_WORK REQUIRED_:
Quote every line of the material beneath this one.

>> BEGIN RAW DATA

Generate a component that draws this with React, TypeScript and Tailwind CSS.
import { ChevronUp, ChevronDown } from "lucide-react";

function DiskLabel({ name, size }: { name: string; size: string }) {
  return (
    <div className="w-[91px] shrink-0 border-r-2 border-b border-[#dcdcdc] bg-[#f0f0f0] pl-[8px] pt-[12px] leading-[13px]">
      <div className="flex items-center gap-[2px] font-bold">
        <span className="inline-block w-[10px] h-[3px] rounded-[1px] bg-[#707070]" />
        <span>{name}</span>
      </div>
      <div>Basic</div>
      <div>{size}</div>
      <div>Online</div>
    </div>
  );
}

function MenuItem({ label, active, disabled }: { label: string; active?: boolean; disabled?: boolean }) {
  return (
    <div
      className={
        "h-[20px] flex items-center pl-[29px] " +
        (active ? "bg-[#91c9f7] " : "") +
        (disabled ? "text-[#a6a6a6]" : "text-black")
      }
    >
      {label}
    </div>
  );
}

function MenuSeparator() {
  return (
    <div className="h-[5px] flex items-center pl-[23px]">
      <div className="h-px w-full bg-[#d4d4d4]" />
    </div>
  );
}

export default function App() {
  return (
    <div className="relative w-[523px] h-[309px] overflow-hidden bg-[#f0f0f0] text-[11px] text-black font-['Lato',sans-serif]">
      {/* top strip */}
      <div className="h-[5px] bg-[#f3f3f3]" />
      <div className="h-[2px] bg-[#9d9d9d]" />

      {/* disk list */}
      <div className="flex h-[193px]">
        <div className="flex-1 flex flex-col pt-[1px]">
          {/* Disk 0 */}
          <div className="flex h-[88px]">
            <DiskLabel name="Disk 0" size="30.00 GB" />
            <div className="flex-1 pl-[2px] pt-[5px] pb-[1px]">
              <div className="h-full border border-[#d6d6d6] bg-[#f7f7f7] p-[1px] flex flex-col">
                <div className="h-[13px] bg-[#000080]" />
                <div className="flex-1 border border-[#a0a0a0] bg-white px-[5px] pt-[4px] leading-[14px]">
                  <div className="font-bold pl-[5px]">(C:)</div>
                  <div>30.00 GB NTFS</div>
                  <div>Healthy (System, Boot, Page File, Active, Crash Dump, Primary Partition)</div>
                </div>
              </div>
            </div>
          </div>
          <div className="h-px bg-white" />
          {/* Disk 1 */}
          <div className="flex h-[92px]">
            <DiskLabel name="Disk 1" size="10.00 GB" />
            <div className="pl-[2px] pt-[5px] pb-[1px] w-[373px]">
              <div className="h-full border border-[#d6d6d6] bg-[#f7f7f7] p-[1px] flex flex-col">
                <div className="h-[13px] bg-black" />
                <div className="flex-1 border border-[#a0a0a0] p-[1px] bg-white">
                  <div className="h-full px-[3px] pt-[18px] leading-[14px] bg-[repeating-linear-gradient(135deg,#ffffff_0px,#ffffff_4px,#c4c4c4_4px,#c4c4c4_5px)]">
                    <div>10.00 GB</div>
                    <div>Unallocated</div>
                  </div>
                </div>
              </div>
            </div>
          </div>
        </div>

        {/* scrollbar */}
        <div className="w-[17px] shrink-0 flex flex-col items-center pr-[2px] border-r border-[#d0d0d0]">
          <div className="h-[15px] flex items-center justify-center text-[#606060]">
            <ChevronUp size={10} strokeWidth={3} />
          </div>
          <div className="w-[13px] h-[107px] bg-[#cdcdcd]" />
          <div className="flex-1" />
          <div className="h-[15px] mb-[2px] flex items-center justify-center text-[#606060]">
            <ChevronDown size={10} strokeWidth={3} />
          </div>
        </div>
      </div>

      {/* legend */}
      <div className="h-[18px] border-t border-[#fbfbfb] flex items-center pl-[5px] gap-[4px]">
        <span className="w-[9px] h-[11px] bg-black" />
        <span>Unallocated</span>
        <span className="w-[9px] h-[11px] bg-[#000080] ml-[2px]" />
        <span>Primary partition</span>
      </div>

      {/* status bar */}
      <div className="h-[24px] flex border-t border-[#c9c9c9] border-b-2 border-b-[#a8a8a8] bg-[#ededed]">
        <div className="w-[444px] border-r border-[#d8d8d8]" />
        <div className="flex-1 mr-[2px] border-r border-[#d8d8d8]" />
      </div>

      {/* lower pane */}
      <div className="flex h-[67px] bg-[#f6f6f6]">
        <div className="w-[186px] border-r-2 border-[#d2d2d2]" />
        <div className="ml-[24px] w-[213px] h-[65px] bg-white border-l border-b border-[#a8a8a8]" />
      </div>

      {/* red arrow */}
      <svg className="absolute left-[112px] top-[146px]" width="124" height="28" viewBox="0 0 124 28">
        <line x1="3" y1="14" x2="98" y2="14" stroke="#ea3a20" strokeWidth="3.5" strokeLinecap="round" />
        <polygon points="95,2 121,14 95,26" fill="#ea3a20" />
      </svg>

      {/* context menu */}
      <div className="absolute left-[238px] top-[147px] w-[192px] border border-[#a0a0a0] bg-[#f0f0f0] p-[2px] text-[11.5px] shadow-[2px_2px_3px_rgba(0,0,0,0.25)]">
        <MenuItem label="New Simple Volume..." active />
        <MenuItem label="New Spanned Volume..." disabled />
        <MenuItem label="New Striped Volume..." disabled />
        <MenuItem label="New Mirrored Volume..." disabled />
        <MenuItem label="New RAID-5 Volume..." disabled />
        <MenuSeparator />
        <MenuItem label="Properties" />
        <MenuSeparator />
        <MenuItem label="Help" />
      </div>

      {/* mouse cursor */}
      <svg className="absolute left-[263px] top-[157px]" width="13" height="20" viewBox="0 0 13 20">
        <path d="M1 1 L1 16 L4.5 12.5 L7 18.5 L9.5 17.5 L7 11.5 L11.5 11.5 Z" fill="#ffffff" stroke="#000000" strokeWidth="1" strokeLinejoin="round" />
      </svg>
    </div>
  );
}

>> END RAW DATA

_SOLUTION_:
Generate a component that draws this with React, TypeScript and Tailwind CSS.
import { ChevronUp, ChevronDown } from "lucide-react";

function DiskLabel({ name, size }: { name: string; size: string }) {
  return (
    <div className="w-[91px] shrink-0 border-r-2 border-b border-[#dcdcdc] bg-[#f0f0f0] pl-[8px] pt-[12px] leading-[13px]">
      <div className="flex items-center gap-[2px] font-bold">
        <span className="inline-block w-[10px] h-[3px] rounded-[1px] bg-[#707070]" />
        <span>{name}</span>
      </div>
      <div>Basic</div>
      <div>{size}</div>
      <div>Online</div>
    </div>
  );
}

function MenuItem({ label, active, disabled }: { label: string; active?: boolean; disabled?: boolean }) {
  return (
    <div
      className={
        "h-[20px] flex items-center pl-[29px] " +
        (active ? "bg-[#91c9f7] " : "") +
        (disabled ? "text-[#a6a6a6]" : "text-black")
      }
    >
      {label}
    </div>
  );
}

function MenuSeparator() {
  return (
    <div className="h-[5px] flex items-center pl-[23px]">
      <div className="h-px w-full bg-[#d4d4d4]" />
    </div>
  );
}

export default function App() {
  return (
    <div className="relative w-[523px] h-[309px] overflow-hidden bg-[#f0f0f0] text-[11px] text-black font-['Lato',sans-serif]">
      {/* top strip */}
      <div className="h-[5px] bg-[#f3f3f3]" />
      <div className="h-[2px] bg-[#9d9d9d]" />

      {/* disk list */}
      <div className="flex h-[193px]">
        <div className="flex-1 flex flex-col pt-[1px]">
          {/* Disk 0 */}
          <div className="flex h-[88px]">
            <DiskLabel name="Disk 0" size="30.00 GB" />
            <div className="flex-1 pl-[2px] pt-[5px] pb-[1px]">
              <div className="h-full border border-[#d6d6d6] bg-[#f7f7f7] p-[1px] flex flex-col">
                <div className="h-[13px] bg-[#000080]" />
                <div className="flex-1 border border-[#a0a0a0] bg-white px-[5px] pt-[4px] leading-[14px]">
                  <div className="font-bold pl-[5px]">(C:)</div>
                  <div>30.00 GB NTFS</div>
                  <div>Healthy (System, Boot, Page File, Active, Crash Dump, Primary Partition)</div>
                </div>
              </div>
            </div>
          </div>
          <div className="h-px bg-white" />
          {/* Disk 1 */}
          <div className="flex h-[92px]">
            <DiskLabel name="Disk 1" size="10.00 GB" />
            <div className="pl-[2px] pt-[5px] pb-[1px] w-[373px]">
              <div className="h-full border border-[#d6d6d6] bg-[#f7f7f7] p-[1px] flex flex-col">
                <div className="h-[13px] bg-black" />
                <div className="flex-1 border border-[#a0a0a0] p-[1px] bg-white">
                  <div className="h-full px-[3px] pt-[18px] leading-[14px] bg-[repeating-linear-gradient(135deg,#ffffff_0px,#ffffff_4px,#c4c4c4_4px,#c4c4c4_5px)]">
                    <div>10.00 GB</div>
                    <div>Unallocated</div>
                  </div>
                </div>
              </div>
            </div>
          </div>
        </div>

        {/* scrollbar */}
        <div className="w-[17px] shrink-0 flex flex-col items-center pr-[2px] border-r border-[#d0d0d0]">
          <div className="h-[15px] flex items-center justify-center text-[#606060]">
            <ChevronUp size={10} strokeWidth={3} />
          </div>
          <div className="w-[13px] h-[107px] bg-[#cdcdcd]" />
          <div className="flex-1" />
          <div className="h-[15px] mb-[2px] flex items-center justify-center text-[#606060]">
            <ChevronDown size={10} strokeWidth={3} />
          </div>
        </div>
      </div>

      {/* legend */}
      <div className="h-[18px] border-t border-[#fbfbfb] flex items-center pl-[5px] gap-[4px]">
        <span className="w-[9px] h-[11px] bg-black" />
        <span>Unallocated</span>
        <span className="w-[9px] h-[11px] bg-[#000080] ml-[2px]" />
        <span>Primary partition</span>
      </div>

      {/* status bar */}
      <div className="h-[24px] flex border-t border-[#c9c9c9] border-b-2 border-b-[#a8a8a8] bg-[#ededed]">
        <div className="w-[444px] border-r border-[#d8d8d8]" />
        <div className="flex-1 mr-[2px] border-r border-[#d8d8d8]" />
      </div>

      {/* lower pane */}
      <div className="flex h-[67px] bg-[#f6f6f6]">
        <div className="w-[186px] border-r-2 border-[#d2d2d2]" />
        <div className="ml-[24px] w-[213px] h-[65px] bg-white border-l border-b border-[#a8a8a8]" />
      </div>

      {/* red arrow */}
      <svg className="absolute left-[112px] top-[146px]" width="124" height="28" viewBox="0 0 124 28">
        <line x1="3" y1="14" x2="98" y2="14" stroke="#ea3a20" strokeWidth="3.5" strokeLinecap="round" />
        <polygon points="95,2 121,14 95,26" fill="#ea3a20" />
      </svg>

      {/* context menu */}
      <div className="absolute left-[238px] top-[147px] w-[192px] border border-[#a0a0a0] bg-[#f0f0f0] p-[2px] text-[11.5px] shadow-[2px_2px_3px_rgba(0,0,0,0.25)]">
        <MenuItem label="New Simple Volume..." active />
        <MenuItem label="New Spanned Volume..." disabled />
        <MenuItem label="New Striped Volume..." disabled />
        <MenuItem label="New Mirrored Volume..." disabled />
        <MenuItem label="New RAID-5 Volume..." disabled />
        <MenuSeparator />
        <MenuItem label="Properties" />
        <MenuSeparator />
        <MenuItem label="Help" />
      </div>

      {/* mouse cursor */}
      <svg className="absolute left-[263px] top-[157px]" width="13" height="20" viewBox="0 0 13 20">
        <path d="M1 1 L1 16 L4.5 12.5 L7 18.5 L9.5 17.5 L7 11.5 L11.5 11.5 Z" fill="#ffffff" stroke="#000000" strokeWidth="1" strokeLinejoin="round" />
      </svg>
    </div>
  );
}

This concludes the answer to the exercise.